Keep in mind that these letters were written by generals, and were exchanged via mounted couriers. They contain information about specific troop movements and the generals' assessment of their enemy's strength. General Majnoni in Schänis wrote in his 26 September letter to General Soult in Kaltbrunn:

"[…] Mes découvertes viennent de m'assurer que Utznach est abandonné par l'ennemi. […]. Il serait urgent de faire attaquer Bencken prendre la cavalerie & l'inftr ennemie qui se trouvent absolument coupés. J'attends vos ordres & un peu de cavalerie. […]"

There were also reports of supply shortages, the influence of the weather, and of the soldiers' level of exhaustion. The following was reported by General Adolphe-Edouard-Casimir-Joseph Mortier in his letter dated 7 October to General Soult, after the Austrians had been successfully pushed back in the Sarganserland:

"[…] Depuis six jours la troupe manque de pain. Elle est harassée et a besoin de repos, la brige de droite, avec laquelle j'étais, a failli perdre une partie de son monde dans les neiges, plusieurs chevaux de l'escadron du 10e de Chasseurs on été tué dans les rochers. Cette marche est pour nous la plus pénible que nous ayons faits depuis la guerre. […]"
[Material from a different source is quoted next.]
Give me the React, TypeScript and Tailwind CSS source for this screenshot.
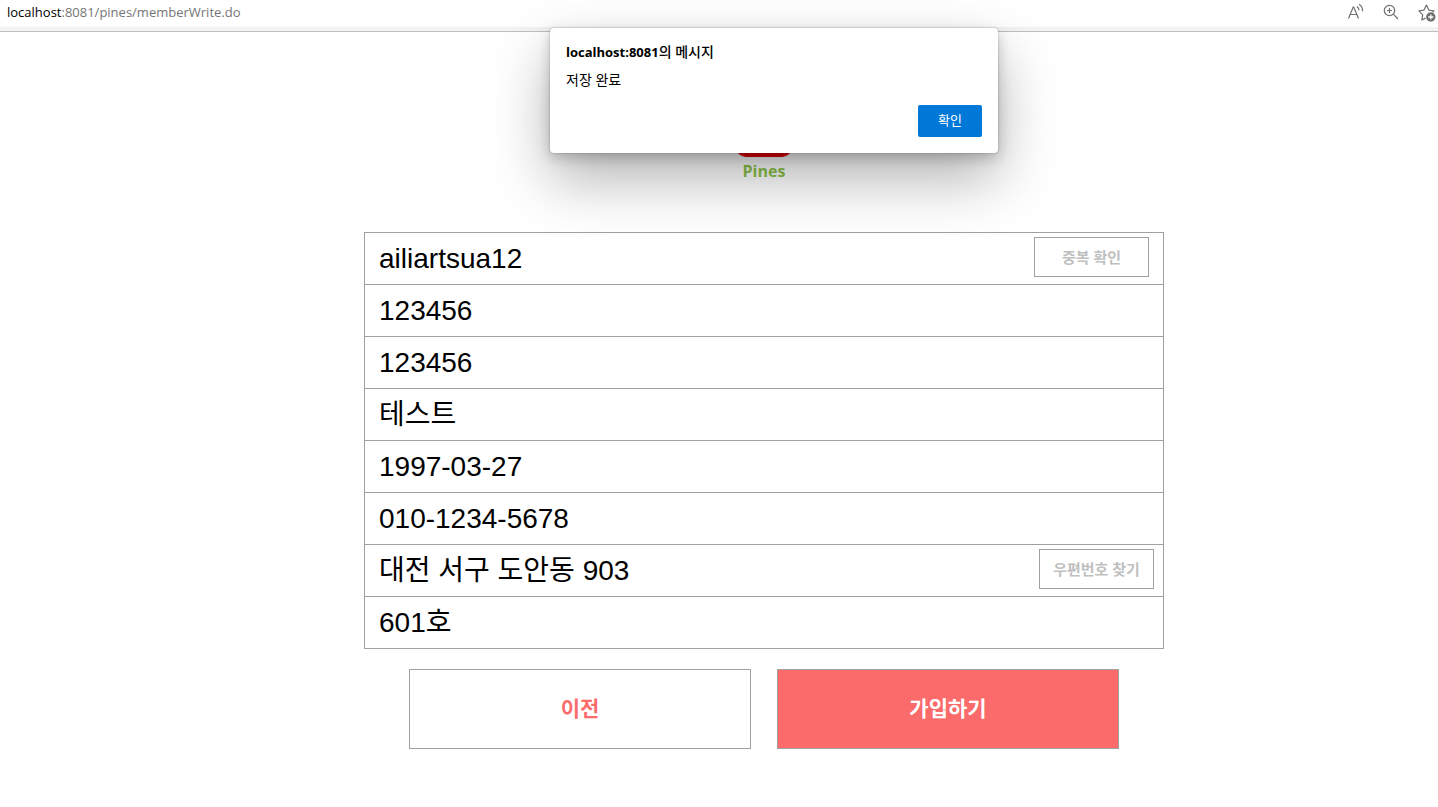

What is not mentioned in these letters is that the population suffered greatly from the effects of war, and that the forces threatened to plunder food, horses, feed and funds if these were not readily made available.

In October 1799, the last Russian troops were driven out of the left bank of the Rhine. The Austrians had already left the area by this time. And Suvorov, who, crossing the Gotthard, had endeavoured to join the Austrian troops, instead was forced to retreat to Vorarlberg.

The BiG's letters end with these events. While the BiG unfortunately does not possess the complete correspondence, these preserved letters help illuminate interesting aspects of the war from the French generals' point of view.